Work required — Using the listing below, select the lines with the word "would" and copy them.

<<<<

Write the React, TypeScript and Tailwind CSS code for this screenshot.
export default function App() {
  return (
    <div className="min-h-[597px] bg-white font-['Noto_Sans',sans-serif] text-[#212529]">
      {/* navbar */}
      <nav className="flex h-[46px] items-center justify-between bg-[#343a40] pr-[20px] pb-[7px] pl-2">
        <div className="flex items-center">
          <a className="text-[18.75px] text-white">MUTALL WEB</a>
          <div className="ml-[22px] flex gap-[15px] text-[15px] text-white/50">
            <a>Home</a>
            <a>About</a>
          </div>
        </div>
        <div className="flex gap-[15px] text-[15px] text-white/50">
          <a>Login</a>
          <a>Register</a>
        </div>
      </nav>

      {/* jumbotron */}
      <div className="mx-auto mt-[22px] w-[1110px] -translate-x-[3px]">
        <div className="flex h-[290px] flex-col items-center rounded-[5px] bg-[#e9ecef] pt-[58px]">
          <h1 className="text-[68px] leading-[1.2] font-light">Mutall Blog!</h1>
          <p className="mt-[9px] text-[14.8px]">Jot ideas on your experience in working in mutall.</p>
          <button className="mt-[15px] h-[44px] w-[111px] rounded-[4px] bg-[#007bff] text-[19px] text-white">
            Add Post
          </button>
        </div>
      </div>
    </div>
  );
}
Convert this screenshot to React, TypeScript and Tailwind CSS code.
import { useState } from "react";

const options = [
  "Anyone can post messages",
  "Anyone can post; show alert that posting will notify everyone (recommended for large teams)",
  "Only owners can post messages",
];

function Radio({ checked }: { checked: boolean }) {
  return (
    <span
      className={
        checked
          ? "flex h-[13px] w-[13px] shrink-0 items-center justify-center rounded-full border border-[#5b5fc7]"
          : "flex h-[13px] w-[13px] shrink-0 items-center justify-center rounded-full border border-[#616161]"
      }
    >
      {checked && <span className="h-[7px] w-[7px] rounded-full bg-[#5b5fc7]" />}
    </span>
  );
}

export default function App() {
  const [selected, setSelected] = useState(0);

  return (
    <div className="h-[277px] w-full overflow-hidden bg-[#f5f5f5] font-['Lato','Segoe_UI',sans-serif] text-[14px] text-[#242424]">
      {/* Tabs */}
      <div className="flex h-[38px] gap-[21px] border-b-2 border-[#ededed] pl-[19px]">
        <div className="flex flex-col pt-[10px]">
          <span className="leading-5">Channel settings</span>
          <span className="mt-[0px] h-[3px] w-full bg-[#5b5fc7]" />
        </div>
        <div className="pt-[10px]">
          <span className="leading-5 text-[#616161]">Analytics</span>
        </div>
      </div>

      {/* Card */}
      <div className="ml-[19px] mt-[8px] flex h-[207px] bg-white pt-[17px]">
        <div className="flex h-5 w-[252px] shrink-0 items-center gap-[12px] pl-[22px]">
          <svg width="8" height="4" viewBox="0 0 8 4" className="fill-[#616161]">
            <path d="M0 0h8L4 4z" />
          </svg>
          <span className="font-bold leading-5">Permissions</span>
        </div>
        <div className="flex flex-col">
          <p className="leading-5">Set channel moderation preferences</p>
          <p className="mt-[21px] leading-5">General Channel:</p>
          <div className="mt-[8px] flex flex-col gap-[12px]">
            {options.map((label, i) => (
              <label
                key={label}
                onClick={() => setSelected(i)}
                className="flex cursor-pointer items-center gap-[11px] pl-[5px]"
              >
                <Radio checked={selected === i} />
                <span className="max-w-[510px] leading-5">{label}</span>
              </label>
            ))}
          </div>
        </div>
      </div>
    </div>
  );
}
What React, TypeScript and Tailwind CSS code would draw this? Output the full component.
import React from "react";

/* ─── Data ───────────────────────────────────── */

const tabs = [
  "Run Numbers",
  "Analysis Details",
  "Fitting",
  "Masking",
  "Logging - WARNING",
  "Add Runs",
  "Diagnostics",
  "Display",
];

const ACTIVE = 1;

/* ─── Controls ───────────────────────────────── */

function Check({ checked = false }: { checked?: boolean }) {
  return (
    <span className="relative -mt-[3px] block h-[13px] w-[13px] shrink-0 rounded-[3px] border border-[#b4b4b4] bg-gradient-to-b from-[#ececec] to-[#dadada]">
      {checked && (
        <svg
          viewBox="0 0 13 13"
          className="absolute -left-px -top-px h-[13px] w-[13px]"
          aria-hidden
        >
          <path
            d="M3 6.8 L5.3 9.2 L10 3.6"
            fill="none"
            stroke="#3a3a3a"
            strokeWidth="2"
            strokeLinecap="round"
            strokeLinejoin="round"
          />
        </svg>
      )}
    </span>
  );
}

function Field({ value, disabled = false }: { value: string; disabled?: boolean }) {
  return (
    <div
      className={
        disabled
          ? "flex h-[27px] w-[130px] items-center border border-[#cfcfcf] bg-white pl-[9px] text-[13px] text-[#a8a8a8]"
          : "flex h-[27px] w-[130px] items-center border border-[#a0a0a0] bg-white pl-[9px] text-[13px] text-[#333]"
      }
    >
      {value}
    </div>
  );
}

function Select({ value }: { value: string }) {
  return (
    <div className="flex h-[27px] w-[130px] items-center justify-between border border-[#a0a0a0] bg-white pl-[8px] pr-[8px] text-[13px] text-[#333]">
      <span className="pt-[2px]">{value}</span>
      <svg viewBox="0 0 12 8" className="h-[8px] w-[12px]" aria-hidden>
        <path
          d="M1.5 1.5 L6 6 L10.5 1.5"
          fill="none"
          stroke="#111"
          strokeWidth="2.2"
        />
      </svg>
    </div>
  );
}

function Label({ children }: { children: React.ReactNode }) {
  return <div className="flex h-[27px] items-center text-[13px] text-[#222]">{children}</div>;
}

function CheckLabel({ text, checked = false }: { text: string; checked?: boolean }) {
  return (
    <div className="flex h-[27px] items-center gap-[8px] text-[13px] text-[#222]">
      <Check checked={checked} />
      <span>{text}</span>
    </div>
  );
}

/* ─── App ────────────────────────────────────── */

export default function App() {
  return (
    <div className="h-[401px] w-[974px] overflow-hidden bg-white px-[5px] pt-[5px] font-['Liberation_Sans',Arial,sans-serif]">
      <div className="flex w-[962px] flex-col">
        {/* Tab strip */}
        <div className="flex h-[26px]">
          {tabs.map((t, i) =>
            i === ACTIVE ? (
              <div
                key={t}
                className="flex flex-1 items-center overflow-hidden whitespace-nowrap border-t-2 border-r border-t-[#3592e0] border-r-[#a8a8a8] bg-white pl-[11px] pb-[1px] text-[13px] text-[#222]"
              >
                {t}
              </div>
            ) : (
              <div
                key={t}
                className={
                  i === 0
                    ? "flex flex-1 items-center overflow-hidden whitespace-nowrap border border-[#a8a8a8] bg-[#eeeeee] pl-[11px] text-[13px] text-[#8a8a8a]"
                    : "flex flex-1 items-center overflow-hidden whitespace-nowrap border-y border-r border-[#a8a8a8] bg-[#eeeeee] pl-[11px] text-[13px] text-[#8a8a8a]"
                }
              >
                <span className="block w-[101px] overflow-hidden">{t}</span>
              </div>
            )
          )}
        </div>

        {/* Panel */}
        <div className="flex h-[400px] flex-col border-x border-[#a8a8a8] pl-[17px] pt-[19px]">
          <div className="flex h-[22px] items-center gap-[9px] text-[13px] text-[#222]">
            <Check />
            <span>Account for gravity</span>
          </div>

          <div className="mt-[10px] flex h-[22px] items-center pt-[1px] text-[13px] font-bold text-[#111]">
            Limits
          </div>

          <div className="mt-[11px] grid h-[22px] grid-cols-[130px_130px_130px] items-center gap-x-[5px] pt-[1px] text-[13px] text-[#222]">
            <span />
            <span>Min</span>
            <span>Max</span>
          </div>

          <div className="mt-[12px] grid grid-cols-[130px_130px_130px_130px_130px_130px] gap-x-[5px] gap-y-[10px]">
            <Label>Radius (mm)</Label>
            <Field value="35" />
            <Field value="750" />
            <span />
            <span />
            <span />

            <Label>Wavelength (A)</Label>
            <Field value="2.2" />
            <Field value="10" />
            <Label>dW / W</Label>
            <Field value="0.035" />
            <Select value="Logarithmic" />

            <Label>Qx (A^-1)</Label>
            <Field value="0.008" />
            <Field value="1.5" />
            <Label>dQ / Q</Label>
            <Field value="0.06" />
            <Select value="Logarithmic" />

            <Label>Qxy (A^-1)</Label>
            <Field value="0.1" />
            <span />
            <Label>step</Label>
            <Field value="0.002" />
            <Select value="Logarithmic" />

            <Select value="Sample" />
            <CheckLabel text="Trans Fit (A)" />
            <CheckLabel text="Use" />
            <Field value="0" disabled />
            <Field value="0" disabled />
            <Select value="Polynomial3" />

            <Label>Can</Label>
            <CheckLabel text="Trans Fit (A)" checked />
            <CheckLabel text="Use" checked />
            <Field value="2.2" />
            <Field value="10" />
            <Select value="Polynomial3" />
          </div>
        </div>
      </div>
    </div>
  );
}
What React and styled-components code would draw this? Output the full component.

>>>>

Worked answer —
What React, TypeScript and Tailwind CSS code would draw this? Output the full component.
What React and styled-components code would draw this? Output the full component.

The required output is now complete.